### SOURCE EXCERPT:
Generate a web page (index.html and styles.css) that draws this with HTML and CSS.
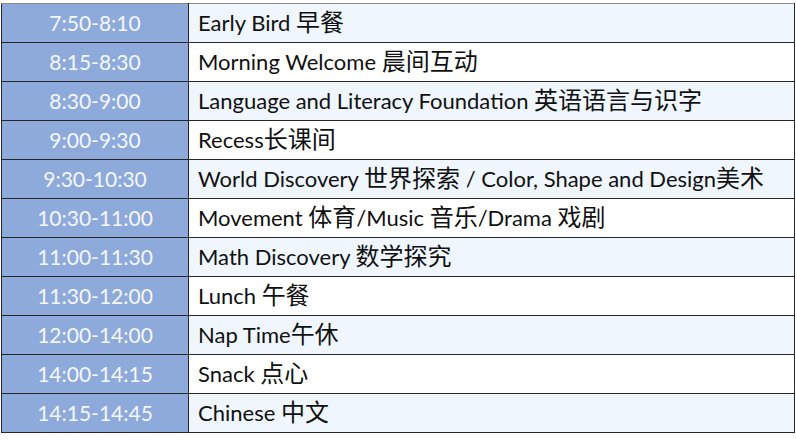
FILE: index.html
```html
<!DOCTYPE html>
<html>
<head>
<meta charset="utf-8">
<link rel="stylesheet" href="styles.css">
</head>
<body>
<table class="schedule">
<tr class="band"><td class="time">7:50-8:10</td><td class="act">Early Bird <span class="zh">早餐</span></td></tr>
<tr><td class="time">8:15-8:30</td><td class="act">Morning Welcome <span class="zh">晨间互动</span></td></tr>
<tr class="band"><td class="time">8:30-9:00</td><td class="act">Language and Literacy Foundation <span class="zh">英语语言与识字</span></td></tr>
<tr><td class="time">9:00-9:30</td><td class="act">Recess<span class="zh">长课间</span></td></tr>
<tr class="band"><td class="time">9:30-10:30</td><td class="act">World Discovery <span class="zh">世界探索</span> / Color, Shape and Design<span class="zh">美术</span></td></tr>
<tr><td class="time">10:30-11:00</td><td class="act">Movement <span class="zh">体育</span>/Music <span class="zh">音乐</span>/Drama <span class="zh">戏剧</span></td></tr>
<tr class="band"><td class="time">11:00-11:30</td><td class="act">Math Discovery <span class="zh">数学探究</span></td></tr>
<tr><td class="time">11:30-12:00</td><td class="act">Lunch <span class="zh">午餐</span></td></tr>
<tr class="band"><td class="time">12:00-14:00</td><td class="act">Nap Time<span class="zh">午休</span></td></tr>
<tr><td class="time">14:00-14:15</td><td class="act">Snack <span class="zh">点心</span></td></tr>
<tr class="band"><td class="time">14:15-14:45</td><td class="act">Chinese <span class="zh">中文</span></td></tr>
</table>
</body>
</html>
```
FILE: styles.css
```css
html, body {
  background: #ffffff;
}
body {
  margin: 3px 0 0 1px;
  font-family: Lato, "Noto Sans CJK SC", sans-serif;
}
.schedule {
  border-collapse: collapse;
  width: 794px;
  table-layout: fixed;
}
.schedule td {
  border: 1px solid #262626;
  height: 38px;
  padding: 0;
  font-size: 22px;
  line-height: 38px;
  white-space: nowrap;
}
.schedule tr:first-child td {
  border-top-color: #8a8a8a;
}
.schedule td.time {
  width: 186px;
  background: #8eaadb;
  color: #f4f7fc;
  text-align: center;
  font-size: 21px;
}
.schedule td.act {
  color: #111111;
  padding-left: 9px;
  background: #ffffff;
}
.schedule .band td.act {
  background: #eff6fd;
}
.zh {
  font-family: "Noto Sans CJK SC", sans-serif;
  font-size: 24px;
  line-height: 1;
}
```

### PROBLEM:
Read through the data and copy every line where "index" shows up.

### SOLUTION TO THE EXERCISE:
Generate a web page (index.html and styles.css) that draws this with HTML and CSS.
FILE: index.html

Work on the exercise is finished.